Pode Leiria sonhar com um restaurante de estrela Michelin? Nuno Gonçalves responde com optimismo e acredita que há público. “Leiria tem poderio económico bastante elevado. Está na altura de acontecer. Leiria merece”. César Vitorino concorda: “Uma estrela Michelin é possível em qualquer lado”, só é preciso “conhecer as pessoas certas”. E o chef tem de ser alguém “com muita influência”.
Em Leiria, os três dirigem projectos em que procuram aplicar o que absorveram com a elite. No Muralhas, João Pereira alimenta a ideia de que a comida é “uma experiência emocional” e cozinhar “é cuidar dos outros”. Tem planos para um menu de degustação e quer retomar o programa Jantar com as estrelas, que traz regularmente ao restaurante, numa noite única, chefs convidados.
Na Chefologia, além de consultoria especializada para o sector da restauração, Nuno Gonçalves disponibiliza take-away (em Colmeias, Leiria), sob encomenda, e este Verão lançou outra proposta, a Chef-o-logia’s Table, jantares até 16 pessoas com cozinha de autor ao nível Michelin em menu de degustação acompanhado por vinhos nacionais seleccionados.

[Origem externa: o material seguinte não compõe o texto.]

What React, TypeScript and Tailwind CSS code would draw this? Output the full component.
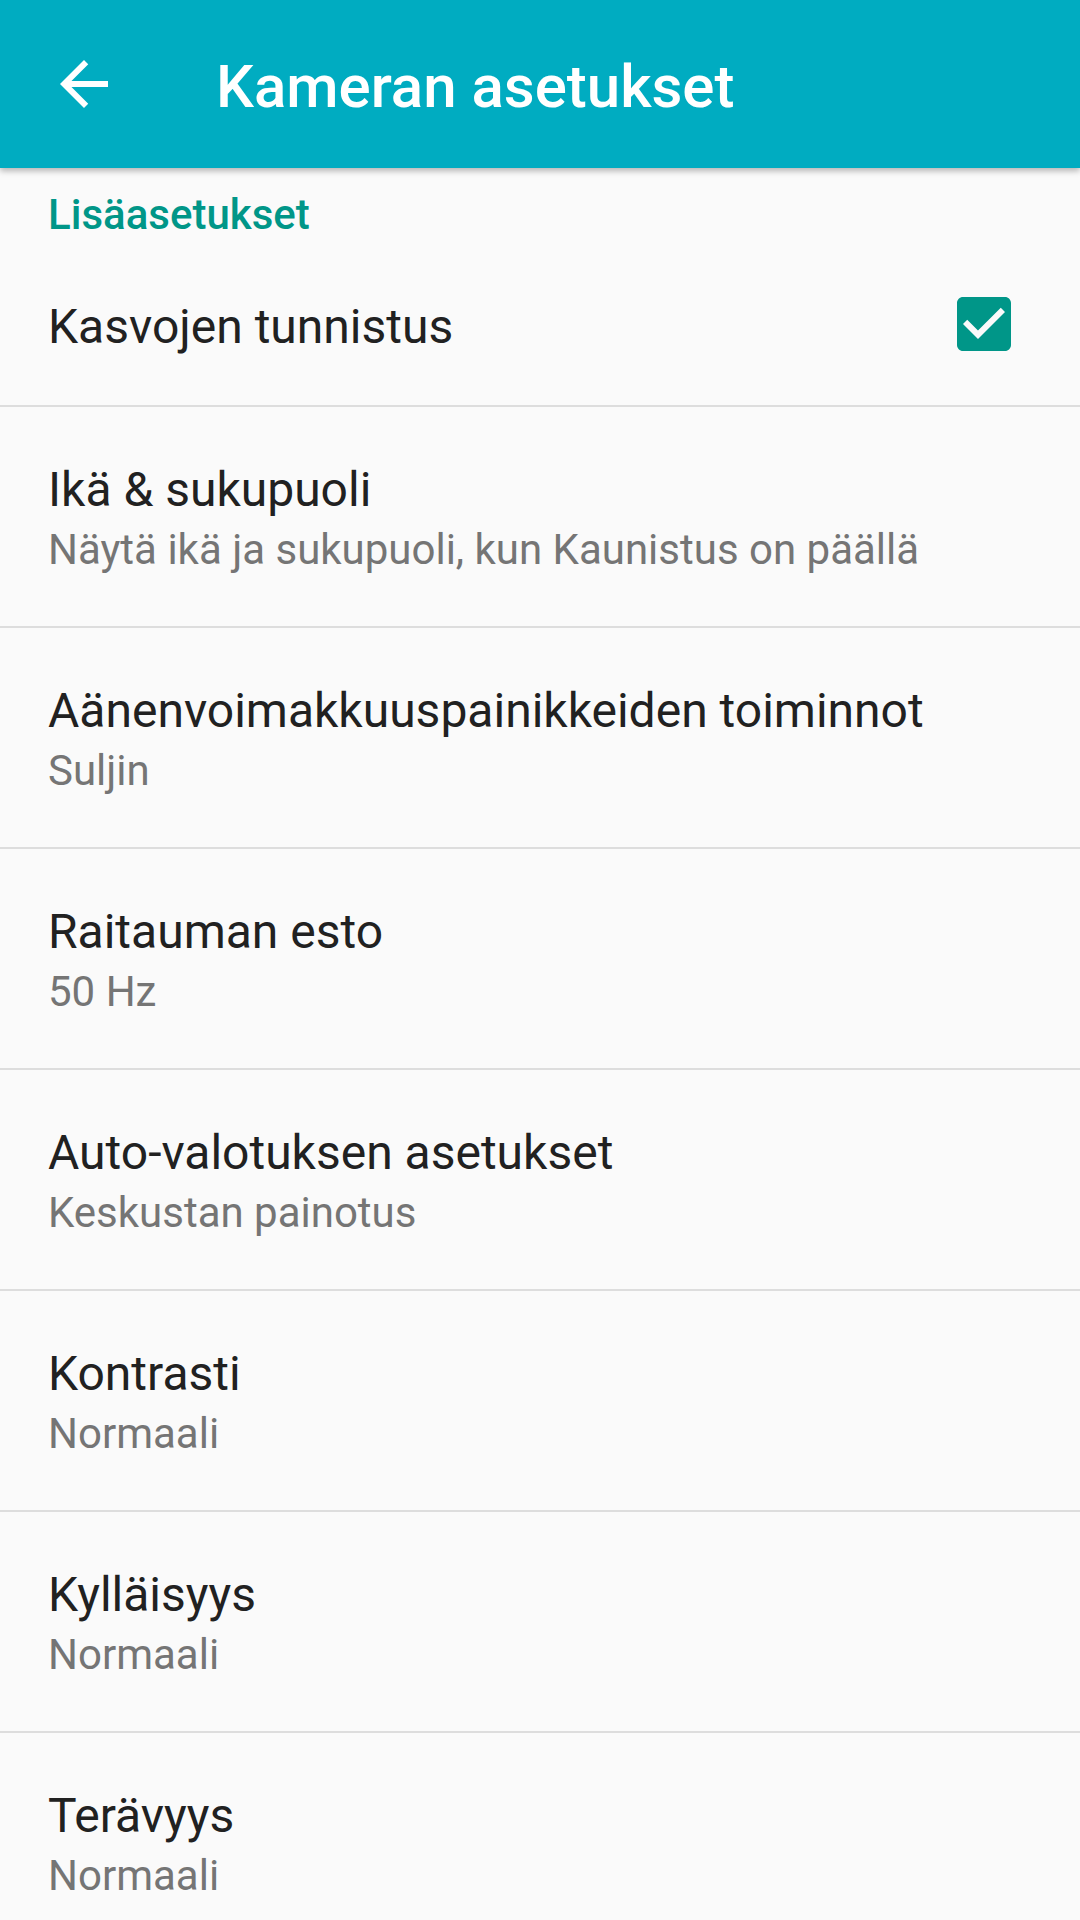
const rows: { title: string; summary: string }[] = [
  { title: "Ikä & sukupuoli", summary: "Näytä ikä ja sukupuoli, kun Kaunistus on päällä" },
  { title: "Aänenvoimakkuuspainikkeiden toiminnot", summary: "Suljin" },
  { title: "Raitauman esto", summary: "50 Hz" },
  { title: "Auto-valotuksen asetukset", summary: "Keskustan painotus" },
  { title: "Kontrasti", summary: "Normaali" },
  { title: "Kylläisyys", summary: "Normaali" },
  { title: "Terävyys", summary: "Normaali" },
];

function BackArrow() {
  return (
    <svg viewBox="0 0 24 24" className="h-[72px] w-[72px]" fill="#ffffff">
      <path d="M20 11H7.83l5.59-5.59L12 4l-8 8 8 8 1.41-1.41L7.83 13H20v-2z" />
    </svg>
  );
}

function CheckedBox() {
  return (
    <svg viewBox="0 0 24 24" className="h-[72px] w-[72px]" fill="#009688">
      <path d="M19 3H5c-1.11 0-2 .9-2 2v14c0 1.1.89 2 2 2h14c1.11 0 2-.9 2-2V5c0-1.1-.89-2-2-2zm-9 14l-5-5 1.41-1.41L10 14.17l7.59-7.59L19 8l-9 9z" />
    </svg>
  );
}

export default function App() {
  return (
    <div
      className="h-[1920px] w-[1080px] overflow-hidden bg-[#fafafa]"
      style={{ fontFamily: "Roboto, 'Noto Sans', sans-serif" }}
    >
      <header className="relative z-10 flex h-[168px] items-center bg-[#00acc1] shadow-[0_3px_6px_rgba(0,0,0,0.28)]">
        <div className="ml-[48px] flex h-[72px] w-[72px] items-center justify-center">
          <BackArrow />
        </div>
        <h1 className="ml-[96px] mt-[5px] text-[60px] font-medium leading-[60px] text-white">
          Kameran asetukset
        </h1>
      </header>

      <main>
        <div className="h-[75px] pl-[48px] pt-[26px]">
          <p className="text-[42px] font-medium leading-[42px] text-[#009688]">Lisäasetukset</p>
        </div>

        <div className="flex h-[164px] items-center justify-between border-b-2 border-[#dddddd] pl-[48px] pr-[60px]">
          <p className="mt-[5px] text-[48px] leading-[48px] text-[#212121]">Kasvojen tunnistus</p>
          <CheckedBox />
        </div>

        {rows.map((row) => (
          <div
            key={row.title}
            className="h-[221px] border-b-2 border-[#dddddd] pl-[48px] pr-[48px] pt-[59px]"
          >
            <p className="text-[48px] leading-[48px] text-[#212121]">{row.title}</p>
            <p className="mt-[15px] text-[42px] leading-[42px] text-[#757575]">{row.summary}</p>
          </div>
        ))}
      </main>
    </div>
  );
}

No restaurante Foco, na Cruz da Areia, enquanto imagina novos investimentos perto da praia e no centro de Leiria, César Vitorino apresenta uma oferta inspirada nos sabores asiáticos e na utilização da lenha e do carvão, com técnicas e processos que, garante, raramente se encontram em Leiria ou mesmo em Portugal. Embora nem sempre mande a complexidade, pelo menos para satisfazer este chef. Às vezes, basta “uma boa bifana”.